───── Data block ─────
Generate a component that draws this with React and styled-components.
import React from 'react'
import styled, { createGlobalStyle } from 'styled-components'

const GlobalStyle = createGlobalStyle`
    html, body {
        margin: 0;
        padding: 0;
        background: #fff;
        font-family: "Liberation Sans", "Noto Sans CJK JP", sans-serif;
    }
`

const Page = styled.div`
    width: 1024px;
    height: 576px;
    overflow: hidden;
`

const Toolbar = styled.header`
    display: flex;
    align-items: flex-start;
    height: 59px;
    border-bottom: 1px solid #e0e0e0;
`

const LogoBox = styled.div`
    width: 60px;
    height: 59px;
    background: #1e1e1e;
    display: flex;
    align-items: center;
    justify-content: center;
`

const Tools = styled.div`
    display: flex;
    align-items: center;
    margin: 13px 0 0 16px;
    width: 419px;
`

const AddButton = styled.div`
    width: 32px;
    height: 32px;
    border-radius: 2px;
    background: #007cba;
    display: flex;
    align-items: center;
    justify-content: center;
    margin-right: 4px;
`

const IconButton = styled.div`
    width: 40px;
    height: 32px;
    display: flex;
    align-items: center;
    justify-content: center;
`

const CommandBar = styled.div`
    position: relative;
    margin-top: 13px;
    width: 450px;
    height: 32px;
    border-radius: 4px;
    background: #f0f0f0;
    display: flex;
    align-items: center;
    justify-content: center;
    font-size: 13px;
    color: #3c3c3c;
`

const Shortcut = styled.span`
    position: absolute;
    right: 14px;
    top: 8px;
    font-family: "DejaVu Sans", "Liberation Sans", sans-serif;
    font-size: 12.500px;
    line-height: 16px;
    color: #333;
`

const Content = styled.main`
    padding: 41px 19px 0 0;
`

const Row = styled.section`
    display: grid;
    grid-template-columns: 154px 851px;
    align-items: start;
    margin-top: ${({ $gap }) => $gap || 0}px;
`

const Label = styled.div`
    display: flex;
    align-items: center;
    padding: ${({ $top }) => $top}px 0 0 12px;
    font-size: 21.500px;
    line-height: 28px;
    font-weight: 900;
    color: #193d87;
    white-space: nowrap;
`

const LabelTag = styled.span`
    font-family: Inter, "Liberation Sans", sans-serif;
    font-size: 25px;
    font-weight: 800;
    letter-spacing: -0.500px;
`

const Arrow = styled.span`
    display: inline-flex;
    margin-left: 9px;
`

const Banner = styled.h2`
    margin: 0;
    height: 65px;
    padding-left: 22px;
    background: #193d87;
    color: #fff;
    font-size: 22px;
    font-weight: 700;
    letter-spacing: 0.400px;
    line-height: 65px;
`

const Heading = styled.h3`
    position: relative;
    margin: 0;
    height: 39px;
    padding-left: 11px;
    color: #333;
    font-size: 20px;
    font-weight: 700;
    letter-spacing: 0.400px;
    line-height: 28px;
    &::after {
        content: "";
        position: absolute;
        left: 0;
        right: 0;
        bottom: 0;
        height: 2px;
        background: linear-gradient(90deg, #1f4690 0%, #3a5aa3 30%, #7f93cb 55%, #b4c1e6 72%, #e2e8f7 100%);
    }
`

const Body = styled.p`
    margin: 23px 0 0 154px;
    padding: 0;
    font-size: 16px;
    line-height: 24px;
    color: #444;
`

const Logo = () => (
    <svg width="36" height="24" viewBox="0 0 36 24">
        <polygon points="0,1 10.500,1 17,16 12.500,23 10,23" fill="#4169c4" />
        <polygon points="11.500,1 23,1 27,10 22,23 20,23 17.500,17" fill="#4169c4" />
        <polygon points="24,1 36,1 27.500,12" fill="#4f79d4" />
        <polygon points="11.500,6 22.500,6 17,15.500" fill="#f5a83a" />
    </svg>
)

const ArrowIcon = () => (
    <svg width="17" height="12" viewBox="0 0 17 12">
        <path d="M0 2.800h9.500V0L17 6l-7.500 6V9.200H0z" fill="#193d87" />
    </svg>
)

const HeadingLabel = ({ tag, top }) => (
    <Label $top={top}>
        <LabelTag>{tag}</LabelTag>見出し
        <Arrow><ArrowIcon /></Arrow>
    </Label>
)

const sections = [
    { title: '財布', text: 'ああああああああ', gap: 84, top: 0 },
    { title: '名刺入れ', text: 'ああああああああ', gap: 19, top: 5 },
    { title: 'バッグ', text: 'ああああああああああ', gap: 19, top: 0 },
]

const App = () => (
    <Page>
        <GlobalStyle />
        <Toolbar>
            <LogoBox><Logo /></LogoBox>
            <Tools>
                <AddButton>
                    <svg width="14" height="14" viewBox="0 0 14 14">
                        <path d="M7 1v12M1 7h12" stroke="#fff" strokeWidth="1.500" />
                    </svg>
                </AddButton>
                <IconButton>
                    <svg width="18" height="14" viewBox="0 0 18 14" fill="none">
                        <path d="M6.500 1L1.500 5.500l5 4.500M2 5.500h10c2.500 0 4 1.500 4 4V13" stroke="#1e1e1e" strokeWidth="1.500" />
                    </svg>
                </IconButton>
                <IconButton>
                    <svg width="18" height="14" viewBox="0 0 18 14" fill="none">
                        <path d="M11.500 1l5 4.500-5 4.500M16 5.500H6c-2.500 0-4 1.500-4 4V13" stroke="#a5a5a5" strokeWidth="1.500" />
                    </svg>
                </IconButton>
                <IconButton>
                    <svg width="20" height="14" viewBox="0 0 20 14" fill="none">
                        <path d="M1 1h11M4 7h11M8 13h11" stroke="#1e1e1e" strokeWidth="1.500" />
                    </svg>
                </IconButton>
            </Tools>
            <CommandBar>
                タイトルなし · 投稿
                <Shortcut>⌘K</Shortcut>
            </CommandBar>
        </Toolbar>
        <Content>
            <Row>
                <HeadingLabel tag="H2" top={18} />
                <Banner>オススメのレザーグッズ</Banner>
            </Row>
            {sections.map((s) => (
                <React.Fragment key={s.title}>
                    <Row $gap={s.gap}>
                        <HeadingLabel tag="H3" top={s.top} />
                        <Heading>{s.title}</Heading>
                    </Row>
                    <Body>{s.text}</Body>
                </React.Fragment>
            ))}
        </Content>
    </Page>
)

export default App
─────
• [Task prompt] Your task is to repeat every line exactly.

• [Written response]
Generate a component that draws this with React and styled-components.
import React from 'react'
import styled, { createGlobalStyle } from 'styled-components'

const GlobalStyle = createGlobalStyle`
    html, body {
        margin: 0;
        padding: 0;
        background: #fff;
        font-family: "Liberation Sans", "Noto Sans CJK JP", sans-serif;
    }
`

const Page = styled.div`
    width: 1024px;
    height: 576px;
    overflow: hidden;
`

const Toolbar = styled.header`
    display: flex;
    align-items: flex-start;
    height: 59px;
    border-bottom: 1px solid #e0e0e0;
`

const LogoBox = styled.div`
    width: 60px;
    height: 59px;
    background: #1e1e1e;
    display: flex;
    align-items: center;
    justify-content: center;
`

const Tools = styled.div`
    display: flex;
    align-items: center;
    margin: 13px 0 0 16px;
    width: 419px;
`

const AddButton = styled.div`
    width: 32px;
    height: 32px;
    border-radius: 2px;
    background: #007cba;
    display: flex;
    align-items: center;
    justify-content: center;
    margin-right: 4px;
`

const IconButton = styled.div`
    width: 40px;
    height: 32px;
    display: flex;
    align-items: center;
    justify-content: center;
`

const CommandBar = styled.div`
    position: relative;
    margin-top: 13px;
    width: 450px;
    height: 32px;
    border-radius: 4px;
    background: #f0f0f0;
    display: flex;
    align-items: center;
    justify-content: center;
    font-size: 13px;
    color: #3c3c3c;
`

const Shortcut = styled.span`
    position: absolute;
    right: 14px;
    top: 8px;
    font-family: "DejaVu Sans", "Liberation Sans", sans-serif;
    font-size: 12.500px;
    line-height: 16px;
    color: #333;
`

const Content = styled.main`
    padding: 41px 19px 0 0;
`

const Row = styled.section`
    display: grid;
    grid-template-columns: 154px 851px;
    align-items: start;
    margin-top: ${({ $gap }) => $gap || 0}px;
`

const Label = styled.div`
    display: flex;
    align-items: center;
    padding: ${({ $top }) => $top}px 0 0 12px;
    font-size: 21.500px;
    line-height: 28px;
    font-weight: 900;
    color: #193d87;
    white-space: nowrap;
`

const LabelTag = styled.span`
    font-family: Inter, "Liberation Sans", sans-serif;
    font-size: 25px;
    font-weight: 800;
    letter-spacing: -0.500px;
`

const Arrow = styled.span`
    display: inline-flex;
    margin-left: 9px;
`

const Banner = styled.h2`
    margin: 0;
    height: 65px;
    padding-left: 22px;
    background: #193d87;
    color: #fff;
    font-size: 22px;
    font-weight: 700;
    letter-spacing: 0.400px;
    line-height: 65px;
`

const Heading = styled.h3`
    position: relative;
    margin: 0;
    height: 39px;
    padding-left: 11px;
    color: #333;
    font-size: 20px;
    font-weight: 700;
    letter-spacing: 0.400px;
    line-height: 28px;
    &::after {
        content: "";
        position: absolute;
        left: 0;
        right: 0;
        bottom: 0;
        height: 2px;
        background: linear-gradient(90deg, #1f4690 0%, #3a5aa3 30%, #7f93cb 55%, #b4c1e6 72%, #e2e8f7 100%);
    }
`

const Body = styled.p`
    margin: 23px 0 0 154px;
    padding: 0;
    font-size: 16px;
    line-height: 24px;
    color: #444;
`

const Logo = () => (
    <svg width="36" height="24" viewBox="0 0 36 24">
        <polygon points="0,1 10.500,1 17,16 12.500,23 10,23" fill="#4169c4" />
        <polygon points="11.500,1 23,1 27,10 22,23 20,23 17.500,17" fill="#4169c4" />
        <polygon points="24,1 36,1 27.500,12" fill="#4f79d4" />
        <polygon points="11.500,6 22.500,6 17,15.500" fill="#f5a83a" />
    </svg>
)

const ArrowIcon = () => (
    <svg width="17" height="12" viewBox="0 0 17 12">
        <path d="M0 2.800h9.500V0L17 6l-7.500 6V9.200H0z" fill="#193d87" />
    </svg>
)

const HeadingLabel = ({ tag, top }) => (
    <Label $top={top}>
        <LabelTag>{tag}</LabelTag>見出し
        <Arrow><ArrowIcon /></Arrow>
    </Label>
)

const sections = [
    { title: '財布', text: 'ああああああああ', gap: 84, top: 0 },
    { title: '名刺入れ', text: 'ああああああああ', gap: 19, top: 5 },
    { title: 'バッグ', text: 'ああああああああああ', gap: 19, top: 0 },
]

const App = () => (
    <Page>
        <GlobalStyle />
        <Toolbar>
            <LogoBox><Logo /></LogoBox>
            <Tools>
                <AddButton>
                    <svg width="14" height="14" viewBox="0 0 14 14">
                        <path d="M7 1v12M1 7h12" stroke="#fff" strokeWidth="1.500" />
                    </svg>
                </AddButton>
                <IconButton>
                    <svg width="18" height="14" viewBox="0 0 18 14" fill="none">
                        <path d="M6.500 1L1.500 5.500l5 4.500M2 5.500h10c2.500 0 4 1.500 4 4V13" stroke="#1e1e1e" strokeWidth="1.500" />
                    </svg>
                </IconButton>
                <IconButton>
                    <svg width="18" height="14" viewBox="0 0 18 14" fill="none">
                        <path d="M11.500 1l5 4.500-5 4.500M16 5.500H6c-2.500 0-4 1.500-4 4V13" stroke="#a5a5a5" strokeWidth="1.500" />
                    </svg>
                </IconButton>
                <IconButton>
                    <svg width="20" height="14" viewBox="0 0 20 14" fill="none">
                        <path d="M1 1h11M4 7h11M8 13h11" stroke="#1e1e1e" strokeWidth="1.500" />
                    </svg>
                </IconButton>
            </Tools>
            <CommandBar>
                タイトルなし · 投稿
                <Shortcut>⌘K</Shortcut>
            </CommandBar>
        </Toolbar>
        <Content>
            <Row>
                <HeadingLabel tag="H2" top={18} />
                <Banner>オススメのレザーグッズ</Banner>
            </Row>
            {sections.map((s) => (
                <React.Fragment key={s.title}>
                    <Row $gap={s.gap}>
                        <HeadingLabel tag="H3" top={s.top} />
                        <Heading>{s.title}</Heading>
                    </Row>
                    <Body>{s.text}</Body>
                </React.Fragment>
            ))}
        </Content>
    </Page>
)

export default App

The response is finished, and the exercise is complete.